- [Task description]: Scan the entries below and extract each line with the word "styled" in it.

- [Data section]:

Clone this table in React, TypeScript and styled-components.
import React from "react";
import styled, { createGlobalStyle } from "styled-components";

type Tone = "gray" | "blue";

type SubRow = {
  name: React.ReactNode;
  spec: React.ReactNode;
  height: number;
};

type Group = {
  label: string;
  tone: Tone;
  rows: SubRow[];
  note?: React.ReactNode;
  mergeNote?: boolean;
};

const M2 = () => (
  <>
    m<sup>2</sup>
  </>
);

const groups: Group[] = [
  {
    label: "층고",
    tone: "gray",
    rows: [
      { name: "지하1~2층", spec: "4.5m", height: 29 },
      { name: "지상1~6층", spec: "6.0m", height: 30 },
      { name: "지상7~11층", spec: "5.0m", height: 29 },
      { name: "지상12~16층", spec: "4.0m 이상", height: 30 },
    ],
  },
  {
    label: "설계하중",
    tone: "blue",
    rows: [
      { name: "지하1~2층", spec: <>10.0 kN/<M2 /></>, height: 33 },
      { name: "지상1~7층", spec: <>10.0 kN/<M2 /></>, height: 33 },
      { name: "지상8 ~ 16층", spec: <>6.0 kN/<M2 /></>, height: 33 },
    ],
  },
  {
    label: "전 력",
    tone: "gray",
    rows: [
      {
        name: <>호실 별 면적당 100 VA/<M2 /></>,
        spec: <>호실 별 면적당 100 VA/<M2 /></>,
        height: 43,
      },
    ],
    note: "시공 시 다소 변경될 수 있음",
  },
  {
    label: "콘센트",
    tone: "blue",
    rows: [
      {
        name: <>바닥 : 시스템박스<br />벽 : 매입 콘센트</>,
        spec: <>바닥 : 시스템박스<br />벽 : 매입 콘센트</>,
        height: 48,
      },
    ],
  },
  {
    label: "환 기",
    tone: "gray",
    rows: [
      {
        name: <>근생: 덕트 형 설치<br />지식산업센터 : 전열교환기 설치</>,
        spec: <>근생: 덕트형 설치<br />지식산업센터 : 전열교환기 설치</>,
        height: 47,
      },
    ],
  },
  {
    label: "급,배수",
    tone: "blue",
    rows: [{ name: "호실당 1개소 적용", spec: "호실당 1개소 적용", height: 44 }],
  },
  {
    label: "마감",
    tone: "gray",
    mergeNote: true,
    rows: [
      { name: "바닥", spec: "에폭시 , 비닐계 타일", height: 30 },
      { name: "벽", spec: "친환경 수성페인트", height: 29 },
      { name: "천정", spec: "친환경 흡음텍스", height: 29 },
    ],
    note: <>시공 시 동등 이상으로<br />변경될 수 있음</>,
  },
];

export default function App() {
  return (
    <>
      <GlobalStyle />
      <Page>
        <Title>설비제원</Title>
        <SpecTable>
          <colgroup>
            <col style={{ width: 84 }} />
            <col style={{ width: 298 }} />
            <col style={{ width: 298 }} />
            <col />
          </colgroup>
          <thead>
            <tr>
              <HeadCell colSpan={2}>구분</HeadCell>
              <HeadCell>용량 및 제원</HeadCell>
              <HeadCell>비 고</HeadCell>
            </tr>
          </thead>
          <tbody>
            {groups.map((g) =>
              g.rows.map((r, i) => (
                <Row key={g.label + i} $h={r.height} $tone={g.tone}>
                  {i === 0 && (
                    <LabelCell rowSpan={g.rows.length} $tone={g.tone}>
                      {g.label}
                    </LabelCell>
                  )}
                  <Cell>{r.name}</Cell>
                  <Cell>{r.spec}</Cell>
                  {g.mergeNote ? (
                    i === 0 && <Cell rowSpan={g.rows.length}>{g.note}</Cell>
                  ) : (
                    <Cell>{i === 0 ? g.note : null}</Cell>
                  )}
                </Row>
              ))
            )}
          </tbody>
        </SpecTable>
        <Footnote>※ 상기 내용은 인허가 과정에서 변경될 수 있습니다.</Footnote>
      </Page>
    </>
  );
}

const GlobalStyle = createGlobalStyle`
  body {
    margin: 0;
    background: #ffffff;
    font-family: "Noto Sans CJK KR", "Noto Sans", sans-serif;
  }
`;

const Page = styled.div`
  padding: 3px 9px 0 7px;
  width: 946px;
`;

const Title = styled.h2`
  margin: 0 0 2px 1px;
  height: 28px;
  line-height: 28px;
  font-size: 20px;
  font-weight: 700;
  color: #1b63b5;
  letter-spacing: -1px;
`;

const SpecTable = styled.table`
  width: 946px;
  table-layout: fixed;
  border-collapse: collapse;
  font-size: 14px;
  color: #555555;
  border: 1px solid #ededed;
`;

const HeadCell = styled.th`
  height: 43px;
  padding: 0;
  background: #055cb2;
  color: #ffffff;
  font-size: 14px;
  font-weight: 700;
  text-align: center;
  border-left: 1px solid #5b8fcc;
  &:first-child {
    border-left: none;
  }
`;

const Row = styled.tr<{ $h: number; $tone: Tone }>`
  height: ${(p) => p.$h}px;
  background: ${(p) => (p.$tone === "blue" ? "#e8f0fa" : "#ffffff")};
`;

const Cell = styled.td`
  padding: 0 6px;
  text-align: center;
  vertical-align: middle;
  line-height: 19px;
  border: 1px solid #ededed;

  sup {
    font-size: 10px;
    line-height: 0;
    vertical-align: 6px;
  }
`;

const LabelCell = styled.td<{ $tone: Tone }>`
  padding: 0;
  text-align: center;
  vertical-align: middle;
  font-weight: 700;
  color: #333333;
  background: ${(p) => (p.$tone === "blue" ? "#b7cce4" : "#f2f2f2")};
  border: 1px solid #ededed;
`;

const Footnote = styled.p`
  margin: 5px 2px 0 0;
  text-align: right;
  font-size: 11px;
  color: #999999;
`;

==

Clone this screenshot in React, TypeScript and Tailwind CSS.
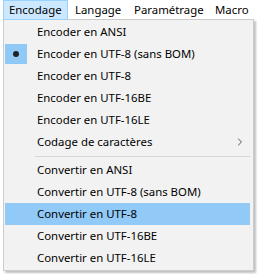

- [The reply]:
Clone this table in React, TypeScript and styled-components.
import styled, { createGlobalStyle } from "styled-components";
const Page = styled.div`
const Title = styled.h2`
const SpecTable = styled.table`
const HeadCell = styled.th`
const Row = styled.tr<{ $h: number; $tone: Tone }>`
const Cell = styled.td`
const LabelCell = styled.td<{ $tone: Tone }>`
const Footnote = styled.p`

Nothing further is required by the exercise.